Technical Details + Methods



Website Build

This project was built using a combination of HTML, CSS, JavaScript, and various libraries and frameworks to create an interactive and visually appealing experience. The website is designed to be responsive, ensuring that it functions well on both desktop and mobile devices. The primary technologies and tools used in the development of this project include:

Technology Description
Github + Github Pages Website creation, version control, hosting the data, and open-access sharing
Bootstrap 5 Framework and template for responsive design and layout
HTML5 Used for structuring and presenting content
CSS3 Style sheets
JavaScript Integrating the interactive elements
Leaflet.js Primarily for the interactive map and visualization
GraphCommons Used for the embedded networks and their analysis
Python Where much of the computational work for data processing and analysis is done
Jupyter Notebooks Hosts the code and computing environment for data analysis
OpenRefine Used for Phase 1 data cleaning and transformation
Flourish Geolocation and mapped data visualization


Methods

In the last 25 years, there has been a noticeable shift from historical records remaining piecemeal or fragmented in boxes in archives to a sea of digitized images and texts in the form of PDFs, JPEGS, CSVs, or PNGs. A number of manuscripts are now available online. This project takes advantage of this new digital landscape to reconstruct the networks of correspondence and communication that underpinned political and military efforts during the Williamite-Jacobite conflict in Scotland from 1688 to 1692.
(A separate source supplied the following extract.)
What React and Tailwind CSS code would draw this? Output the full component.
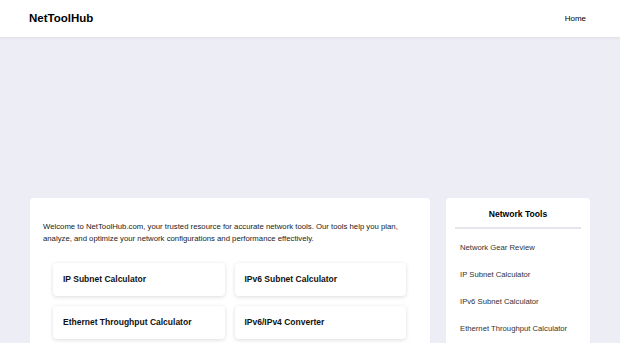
import React from "react";

const tools = [
  "IP Subnet Calculator",
  "IPv6 Subnet Calculator",
  "Ethernet Throughput Calculator",
  "IPv6/IPv4 Converter",
];

const sideLinks = [
  "Network Gear Review",
  "IP Subnet Calculator",
  "IPv6 Subnet Calculator",
  "Ethernet Throughput Calculator",
];

export default function App() {
  return (
    <div className="min-h-screen bg-[#ededf5] font-['Liberation_Sans',Arial,sans-serif] text-[#222]">
      {/* header */}
      <header className="h-[38px] bg-white border-b border-[#e2e2e8] shadow-[0_1px_2px_rgba(0,0,0,0.04)] flex items-center justify-between px-[29px]">
        <span className="text-[11.5px] font-bold text-black">NetToolHub</span>
        <a className="text-[8px] text-black mr-[5px]">Home</a>
      </header>

      {/* ad slot */}
      <div className="h-[160px]" />

      <div className="flex gap-[16px] px-[30px] items-start">
        {/* main card */}
        <main className="w-[400px] bg-white rounded-[4px] pt-[23px] px-[13px] pb-[20px]">
          <p className="text-[7.75px] leading-[12px] text-[#222]">
            Welcome to NetToolHub.com, your trusted resource for accurate network tools. Our tools help you plan,
            analyze, and optimize your network configurations and performance effectively.
          </p>
          <div className="grid grid-cols-2 gap-[10px] mt-[18px] ml-[10px] w-[353px]">
            {tools.map((t) => (
              <div
                key={t}
                className="h-[33px] bg-white rounded-[4px] shadow-[0_1px_4px_rgba(0,0,0,0.14)] flex items-center pl-[10px] text-[8.5px] font-bold text-[#111]"
              >
                {t}
              </div>
            ))}
          </div>
        </main>

        {/* sidebar */}
        <aside className="w-[144px] bg-white rounded-[4px] px-[9px] pt-[10px] pb-[10px]">
          <h3 className="text-center text-[8.6px] font-bold text-black leading-[12px]">Network Tools</h3>
          <div className="h-[2px] bg-[#e4e4ea] mt-[7px]" />
          <ul className="pl-[5px] mt-[13px] flex flex-col gap-[15px]">
            {sideLinks.map((l) => (
              <li key={l} className="text-[7.7px] leading-[12px] text-[#333]">
                {l}
              </li>
            ))}
          </ul>
        </aside>
      </div>
    </div>
  );
}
The initial report from the project can be found here. This project is a marriage of early modern Scottish, and in fact British imperial history and computational data science. It brings together methods of network science, prosopography, and traditional early modern political history surrounding communication. The visualizations show a story of connectivity over time. We chose this conflict because the sources do a very good job at capturing the difficulties in the reconstruction and administration of Scottish governance during such a chaotic period.

Phase one required turning qualitative data into quantitative data. We started by recording all of the pertinent data from the PDF versions of documents. We then turned this data into spreadsheet data, here we used categories: Id, Sender, Receiver, Location from, Location to, Latitude and Longitude, Type and Date. The data was then cleaned using OpenRefine to split up latitude and longitude and keywords into different columns; we also made sure there were no blank tiles and duplicates. After creating a master spreadsheet information file, we then set about creating different sheets for different visualizations including people, places, keywords, nodes, and then edges (relationships). Given the large dataset of letters, it allowed for exploratory data analysis and investigation on different digital tools to identify the best representation of the relationships presented in the papers.

One of the main tools we ended up using was the programming language Python; which contains a large number of libraries that extend the capabilities of the language, allowing for complex visualizations of the network data. One of the most prominent libraries used was networkx, which allowed the creation of network graphs along with the application of the Girvan-Newman algorithm to detect communities within the network. This algorithm works by repeatedly removing edges on the shortest path within the network. Additionally, the nodes are given corresponding colors to highlight their community, enabling an easier identification of groups in the network. The algorithm is important for understanding the network graph because a node with higher betweenness centrality would have more control over the network, since more information will pass through that node. The implementation of these libraries and creation of visuals were carried out on Jupyter notebook, which is an open-source software for interactive computing. In addition, we experimented with tools such as Leaflet, Flourish, and Gephi for further analysis of the letters.

Later we converted this data into different relational tables for graphcommons which included: Nodes (node type, node ID, description, loyalty) and Edges (from type, from name, from location, edge type, to type, to name, to location, date, weight). This allowed us to parse the networking data differently and have it ready for exploration. In expanding our dataset we're now working with a network of 611 distinct nodes. The question we faced was: How can we make use of this metadata and work which is in a qualitative state of around 529 people?